** START OF Given data **
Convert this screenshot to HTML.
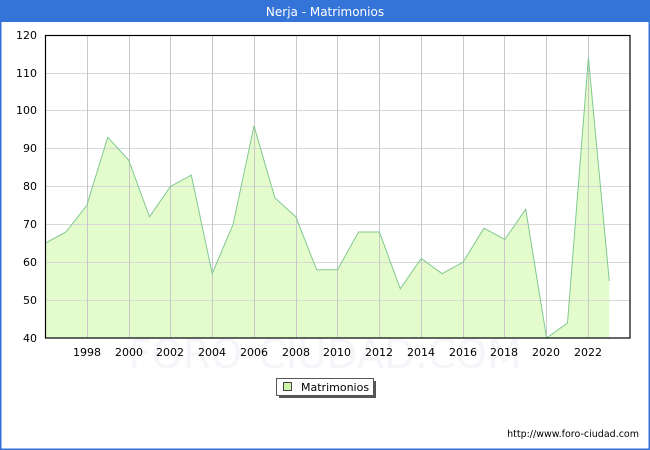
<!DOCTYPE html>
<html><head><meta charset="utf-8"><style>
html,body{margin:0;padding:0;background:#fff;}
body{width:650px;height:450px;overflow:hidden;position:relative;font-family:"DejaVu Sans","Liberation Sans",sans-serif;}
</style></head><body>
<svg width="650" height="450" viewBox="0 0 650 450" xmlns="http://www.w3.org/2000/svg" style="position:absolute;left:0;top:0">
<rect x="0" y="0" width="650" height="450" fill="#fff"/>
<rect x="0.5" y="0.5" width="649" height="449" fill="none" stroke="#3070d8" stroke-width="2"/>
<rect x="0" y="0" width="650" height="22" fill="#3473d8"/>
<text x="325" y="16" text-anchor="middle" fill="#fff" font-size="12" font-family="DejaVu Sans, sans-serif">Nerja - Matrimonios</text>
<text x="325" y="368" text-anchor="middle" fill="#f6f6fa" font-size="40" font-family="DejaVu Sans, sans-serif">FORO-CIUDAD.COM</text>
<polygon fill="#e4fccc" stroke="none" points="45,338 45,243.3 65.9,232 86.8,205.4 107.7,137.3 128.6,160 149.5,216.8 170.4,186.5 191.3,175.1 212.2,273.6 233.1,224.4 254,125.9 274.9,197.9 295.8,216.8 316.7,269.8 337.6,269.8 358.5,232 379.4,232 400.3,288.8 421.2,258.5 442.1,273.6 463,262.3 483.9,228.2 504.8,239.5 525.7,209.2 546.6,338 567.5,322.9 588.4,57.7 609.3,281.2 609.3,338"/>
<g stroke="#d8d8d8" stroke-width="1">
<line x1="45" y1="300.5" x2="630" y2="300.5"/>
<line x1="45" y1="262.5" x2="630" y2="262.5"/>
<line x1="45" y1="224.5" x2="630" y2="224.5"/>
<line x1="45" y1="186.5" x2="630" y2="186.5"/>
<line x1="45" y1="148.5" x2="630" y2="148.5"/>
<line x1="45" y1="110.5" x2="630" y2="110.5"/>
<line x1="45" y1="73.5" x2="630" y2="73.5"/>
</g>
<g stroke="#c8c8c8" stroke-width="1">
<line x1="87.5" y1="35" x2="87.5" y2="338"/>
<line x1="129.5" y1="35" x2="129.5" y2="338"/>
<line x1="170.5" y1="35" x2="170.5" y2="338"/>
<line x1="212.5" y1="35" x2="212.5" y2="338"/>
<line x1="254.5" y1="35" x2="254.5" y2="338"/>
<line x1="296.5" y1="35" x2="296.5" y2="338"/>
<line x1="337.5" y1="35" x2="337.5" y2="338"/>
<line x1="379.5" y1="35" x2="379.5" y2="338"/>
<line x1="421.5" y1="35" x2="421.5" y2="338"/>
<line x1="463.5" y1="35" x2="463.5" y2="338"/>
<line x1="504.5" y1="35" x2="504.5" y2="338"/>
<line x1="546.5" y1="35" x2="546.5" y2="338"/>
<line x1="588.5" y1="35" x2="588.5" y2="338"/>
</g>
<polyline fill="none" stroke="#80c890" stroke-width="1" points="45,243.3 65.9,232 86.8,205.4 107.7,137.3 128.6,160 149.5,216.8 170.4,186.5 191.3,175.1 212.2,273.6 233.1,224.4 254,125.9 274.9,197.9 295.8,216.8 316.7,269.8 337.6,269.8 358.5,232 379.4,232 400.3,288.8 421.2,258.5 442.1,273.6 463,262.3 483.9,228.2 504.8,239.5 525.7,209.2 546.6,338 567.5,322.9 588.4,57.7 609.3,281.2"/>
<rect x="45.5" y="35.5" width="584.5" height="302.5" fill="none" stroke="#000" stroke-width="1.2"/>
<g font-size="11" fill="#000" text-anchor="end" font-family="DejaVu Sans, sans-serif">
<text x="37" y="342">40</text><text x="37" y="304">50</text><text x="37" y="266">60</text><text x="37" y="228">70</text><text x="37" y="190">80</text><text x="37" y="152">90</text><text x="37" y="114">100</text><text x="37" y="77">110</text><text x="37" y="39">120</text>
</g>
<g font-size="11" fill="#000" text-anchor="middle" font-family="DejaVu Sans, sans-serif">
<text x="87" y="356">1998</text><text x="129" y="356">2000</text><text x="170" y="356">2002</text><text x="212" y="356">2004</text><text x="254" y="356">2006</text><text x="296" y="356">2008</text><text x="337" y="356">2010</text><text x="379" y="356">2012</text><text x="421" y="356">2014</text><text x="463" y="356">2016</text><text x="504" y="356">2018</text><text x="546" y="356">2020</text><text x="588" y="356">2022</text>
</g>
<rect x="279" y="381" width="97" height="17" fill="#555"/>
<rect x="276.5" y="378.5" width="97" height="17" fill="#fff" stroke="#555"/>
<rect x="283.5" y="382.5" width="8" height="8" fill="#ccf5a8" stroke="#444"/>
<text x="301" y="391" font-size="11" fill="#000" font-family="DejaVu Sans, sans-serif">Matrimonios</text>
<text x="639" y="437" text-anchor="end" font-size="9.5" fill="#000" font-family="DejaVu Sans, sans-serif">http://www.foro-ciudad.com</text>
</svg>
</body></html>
** END OF Given data **
* _Work to do_
All of the material above should be reproduced exactly, except the pictures.

* _Solution_
Convert this screenshot to HTML.
<!DOCTYPE html>
<html><head><meta charset="utf-8"><style>
html,body{margin:0;padding:0;background:#fff;}
body{width:650px;height:450px;overflow:hidden;position:relative;font-family:"DejaVu Sans","Liberation Sans",sans-serif;}
</style></head><body>
<svg width="650" height="450" viewBox="0 0 650 450" xmlns="http://www.w3.org/2000/svg" style="position:absolute;left:0;top:0">
<rect x="0" y="0" width="650" height="450" fill="#fff"/>
<rect x="0.5" y="0.5" width="649" height="449" fill="none" stroke="#3070d8" stroke-width="2"/>
<rect x="0" y="0" width="650" height="22" fill="#3473d8"/>
<text x="325" y="16" text-anchor="middle" fill="#fff" font-size="12" font-family="DejaVu Sans, sans-serif">Nerja - Matrimonios</text>
<text x="325" y="368" text-anchor="middle" fill="#f6f6fa" font-size="40" font-family="DejaVu Sans, sans-serif">FORO-CIUDAD.COM</text>
<polygon fill="#e4fccc" stroke="none" points="45,338 45,243.3 65.9,232 86.8,205.4 107.7,137.3 128.6,160 149.5,216.8 170.4,186.5 191.3,175.1 212.2,273.6 233.1,224.4 254,125.9 274.9,197.9 295.8,216.8 316.7,269.8 337.6,269.8 358.5,232 379.4,232 400.3,288.8 421.2,258.5 442.1,273.6 463,262.3 483.9,228.2 504.8,239.5 525.7,209.2 546.6,338 567.5,322.9 588.4,57.7 609.3,281.2 609.3,338"/>
<g stroke="#d8d8d8" stroke-width="1">
<line x1="45" y1="300.5" x2="630" y2="300.5"/>
<line x1="45" y1="262.5" x2="630" y2="262.5"/>
<line x1="45" y1="224.5" x2="630" y2="224.5"/>
<line x1="45" y1="186.5" x2="630" y2="186.5"/>
<line x1="45" y1="148.5" x2="630" y2="148.5"/>
<line x1="45" y1="110.5" x2="630" y2="110.5"/>
<line x1="45" y1="73.5" x2="630" y2="73.5"/>
</g>
<g stroke="#c8c8c8" stroke-width="1">
<line x1="87.5" y1="35" x2="87.5" y2="338"/>
<line x1="129.5" y1="35" x2="129.5" y2="338"/>
<line x1="170.5" y1="35" x2="170.5" y2="338"/>
<line x1="212.5" y1="35" x2="212.5" y2="338"/>
<line x1="254.5" y1="35" x2="254.5" y2="338"/>
<line x1="296.5" y1="35" x2="296.5" y2="338"/>
<line x1="337.5" y1="35" x2="337.5" y2="338"/>
<line x1="379.5" y1="35" x2="379.5" y2="338"/>
<line x1="421.5" y1="35" x2="421.5" y2="338"/>
<line x1="463.5" y1="35" x2="463.5" y2="338"/>
<line x1="504.5" y1="35" x2="504.5" y2="338"/>
<line x1="546.5" y1="35" x2="546.5" y2="338"/>
<line x1="588.5" y1="35" x2="588.5" y2="338"/>
</g>
<polyline fill="none" stroke="#80c890" stroke-width="1" points="45,243.3 65.9,232 86.8,205.4 107.7,137.3 128.6,160 149.5,216.8 170.4,186.5 191.3,175.1 212.2,273.6 233.1,224.4 254,125.9 274.9,197.9 295.8,216.8 316.7,269.8 337.6,269.8 358.5,232 379.4,232 400.3,288.8 421.2,258.5 442.1,273.6 463,262.3 483.9,228.2 504.8,239.5 525.7,209.2 546.6,338 567.5,322.9 588.4,57.7 609.3,281.2"/>
<rect x="45.5" y="35.5" width="584.5" height="302.5" fill="none" stroke="#000" stroke-width="1.2"/>
<g font-size="11" fill="#000" text-anchor="end" font-family="DejaVu Sans, sans-serif">
<text x="37" y="342">40</text><text x="37" y="304">50</text><text x="37" y="266">60</text><text x="37" y="228">70</text><text x="37" y="190">80</text><text x="37" y="152">90</text><text x="37" y="114">100</text><text x="37" y="77">110</text><text x="37" y="39">120</text>
</g>
<g font-size="11" fill="#000" text-anchor="middle" font-family="DejaVu Sans, sans-serif">
<text x="87" y="356">1998</text><text x="129" y="356">2000</text><text x="170" y="356">2002</text><text x="212" y="356">2004</text><text x="254" y="356">2006</text><text x="296" y="356">2008</text><text x="337" y="356">2010</text><text x="379" y="356">2012</text><text x="421" y="356">2014</text><text x="463" y="356">2016</text><text x="504" y="356">2018</text><text x="546" y="356">2020</text><text x="588" y="356">2022</text>
</g>
<rect x="279" y="381" width="97" height="17" fill="#555"/>
<rect x="276.5" y="378.5" width="97" height="17" fill="#fff" stroke="#555"/>
<rect x="283.5" y="382.5" width="8" height="8" fill="#ccf5a8" stroke="#444"/>
<text x="301" y="391" font-size="11" fill="#000" font-family="DejaVu Sans, sans-serif">Matrimonios</text>
<text x="639" y="437" text-anchor="end" font-size="9.5" fill="#000" font-family="DejaVu Sans, sans-serif">http://www.foro-ciudad.com</text>
</svg>
</body></html>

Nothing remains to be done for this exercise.